With today’s announcement, Ford is making a bet that by directing $1 billion of the endowment’s assets to impact investing, it will not sacrifice returns and will also forward its mission. It is building up a separate impact team to manage this new allocation and has engaged a search firm to help recruit a director for the impact portfolio. Two members of the existing impact team at Ford, Christine Looney and Megan Thompson, will join the new effort. They and the new director will report to Xavier de Souza Briggs, head of the current mission-related investment (MRI) program — rather than to the CIO, Eric Doppstadt, a longtime Ford employee. (The foundation currently makes impact investments out of its grant money.)

Ford plans is to implement this strategy over the next ten years. If successful, Walker would like to see the foundation invest assets more quickly, and in greater amounts, in line with its mission. The new strategy will start by investing in funds that are focused on two areas: housing and economic inclusion. These are core to the foundation’s mission but also are the areas in which the staff and board feel there are moneymaking opportunities.

Fossil Fuel Divestment

The foundation said in a statement that it maintains a healthy liquidity profile in its portfolio and that the trustees will approve a cap on new MRI commitments each year, given the foundation’s current investment performance and spending needs. “We believe this is a responsible and appropriately flexible way to manage the deployment of capital into MRIs,” the statement read.

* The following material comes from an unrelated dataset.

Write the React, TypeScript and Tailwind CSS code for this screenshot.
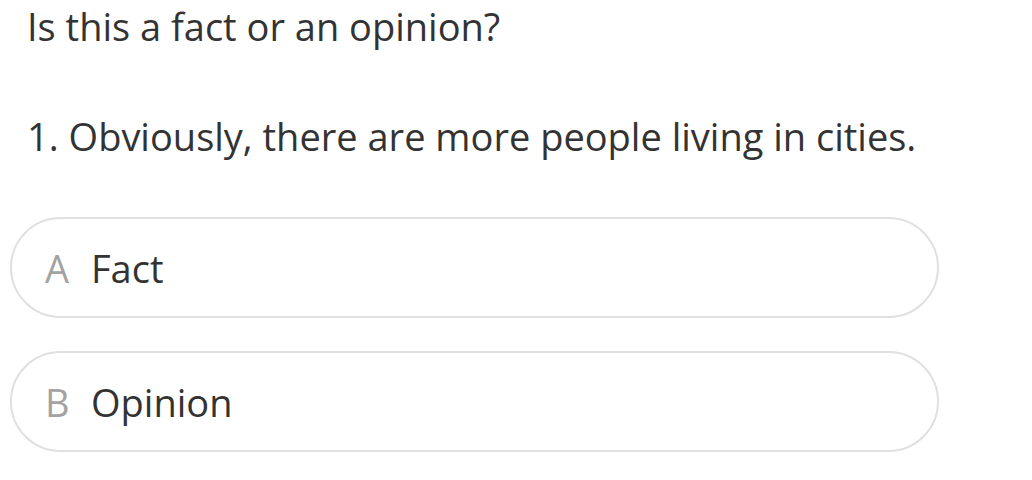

What may be significant for the broader sustainable investment movement, however, is that the foundation is not making any changes to the rest of its investment approach. It has not, for example, committed to divest from fossil fuel companies — something environmental activists have been pushing a number of the large foundations and other institutional investors to do. (Some of those activist groups have received funding from Ford.)

Many foundations are struggling with the challenges of integrating impact into their portfolios. Kristine Pelletier, senior consultant with NEPC and co-head of the Boston-based investment consultant’s 20-person impact investing committee, says that a high-profile commitment from a large foundation like Ford could help other foundations move forward.

“This validates the demand” that the investment management industry has been hearing for so-called impact investment — and that, in turn, encourages asset mangers to develop more funds, she says.